New research from Celent reveals that not all types of fixed-income securities are experiencing rapid electronification.

Electronic trading has flourished in the U.S. fixed-income market, the largest fixed-income marketplace in the world, representing about 40 percent, or $27.4 trillion, of the $68 trillion in outstanding debt worldwide. New research from Boston-based Celent, however, reveals that not all types of fixed-income securities are experiencing electronification at warp speed.

In 2003, electronic trading of fixed-income products -- municipal securities, treasury securities, federal agency securities, corporate bonds, money market instruments, mortgage securities and asset-backed securities -- hovered at about 30 percent, according to Celent. In the four years since, electronic trading has grown to represent more than 60 percent of the market, a compound annual growth rate of 19 percent, the research and advisory firm reports.
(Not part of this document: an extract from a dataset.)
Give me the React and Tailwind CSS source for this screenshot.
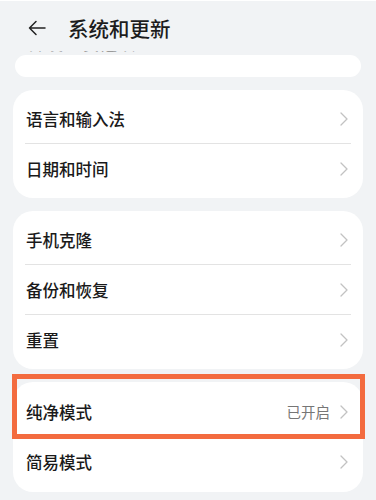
import React from "react";

const Chevron = () => (
  <svg width="8" height="14" viewBox="0 0 8 14" fill="none" className="shrink-0">
    <path d="M1 1l6 6-6 6" stroke="#c2c2c2" strokeWidth="1.3" strokeLinecap="round" strokeLinejoin="round" />
  </svg>
);

const Row = ({ label, value, last }) => (
  <div className="relative flex items-center h-[50px] pl-[13px] pr-[15px]">
    <span className="flex-1 text-[16.5px] font-medium text-[#1a1a1a]">{label}</span>
    {value && <span className="mr-[10px] text-[14.5px] text-[#767676]">{value}</span>}
    <Chevron />
    {!last && <div className="absolute bottom-0 left-[12px] right-[12px] h-px bg-[#e3e3e3]" />}
  </div>
);

const Card = ({ children, className = "" }) => (
  <div className={"mx-[13px] rounded-[20px] bg-white " + className}>{children}</div>
);

export default function App() {
  return (
    <div
      className="w-[376px] h-[500px] overflow-hidden bg-[#f1f3f5] border-t border-white"
      style={{ fontFamily: '"Noto Sans CJK SC", "Noto Sans", sans-serif' }}
    >
      <div className="flex items-center h-[54px] pl-[28px]">
        <svg width="18" height="16" viewBox="0 0 18 16" fill="none">
          <path d="M17 8H1.5M8 1.5L1.5 8 8 14.5" stroke="#222" strokeWidth="1.5" strokeLinecap="round" strokeLinejoin="round" />
        </svg>
        <span className="ml-[22px] text-[20.5px] font-medium text-[#1c1c1c]">系统和更新</span>
      </div>

      <div className="relative mx-[15px] h-[22px] rounded-[20px] bg-white">
        <div className="absolute -top-[4px] left-[14px] h-[4px] overflow-hidden">
          <div className="-mt-[19px] text-[16px] text-[#9a9a9a] leading-[22px] tracking-[2px]">开发人员选项</div>
        </div>
      </div>

      <Card className="mt-[13px] py-[4px]">
        <Row label="语言和输入法" />
        <Row label="日期和时间" last />
      </Card>

      <Card className="mt-[13px] py-[4px]">
        <Row label="手机克隆" />
        <Row label="备份和恢复" />
        <Row label="重置" last />
      </Card>

      <Card className="relative mt-[13px] py-[5px]">
        <Row label="纯净模式" value="已开启" />
        <Row label="简易模式" last />
        <div className="absolute -left-[1px] -right-[2px] -top-[8px] h-[65px] border-[5px] border-[#f36b3f]" />
      </Card>
    </div>
  );
}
But Celent's estimates indicate a disparity in which instruments are getting the electronic treatment disproportionately, although electronification tends to follow one major trend -- liquidity. The most liquid instruments, U.S. Treasury and mortgage-based securities (MBS), are far more likely to be traded electronically than other fixed-income securities. Electronic trading accounts for nearly 88 percent of Treasury securities and more than 31 percent of MBSs, according to the research.

But electronic trading is considerably less developed in illiquid segments of the market, such as federal agency, federal, and corporate bonds. Celent estimates that electronic trading accounts for 15 percent of federal agency securities, 10 percent of corporate bonds and 8 percent of municipal bonds. According to Celent, in the next few years, electronic trading of municipal bonds likely will jump the most; the research predicts 2 percent growth in electronic trading by 2010.